Thursday, April 3, 2014
Matzoh Denial
When my brother John asked me what he should bring for Passover, I went into Instant Matzoh Denial. Passover? That's so far away. So I wrote back, "Let's talk about it when it gets closer." Then I checked the calendar, something I like to do now and then, in case I get to cancel something I don't feel like doing. Like Passover, which is soon, people. I better set the table. I better make some decisions. Except, I want to stay in Instant Matzoh Denial. Passover involves loved ones gathered around the table, fressing up a storm and editing the Haggadah down to the basics: "On this night, we recline. Let's eat." But how can I do Passover without my dad?
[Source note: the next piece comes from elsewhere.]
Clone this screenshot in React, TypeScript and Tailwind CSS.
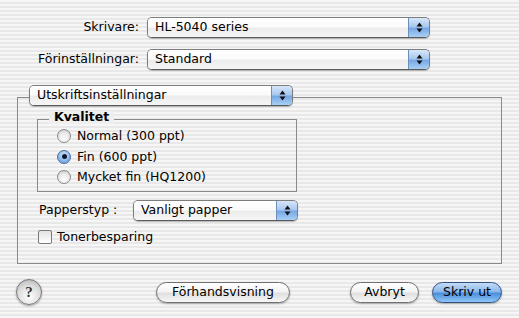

Every year, he told the story of being a little boy at Passover and waiting to eat. Patience in a restaurant was never his forte, and his boyhood memory always reminded me why. In Brooklyn, his family and assorted relatives would read the entire Haggadah before anyone ate as much as a matzoh crumb. It took hours. Guests would faint from hunger. Passover was an endurance test, not to mention, the source of my dad's lifelong impatience when it came to food. At our Passovers, no one has to wait very long for anything. No wonder he loved this holiday. I think I'll set a place for him anyway. Something tells me I can squeeze in another chair.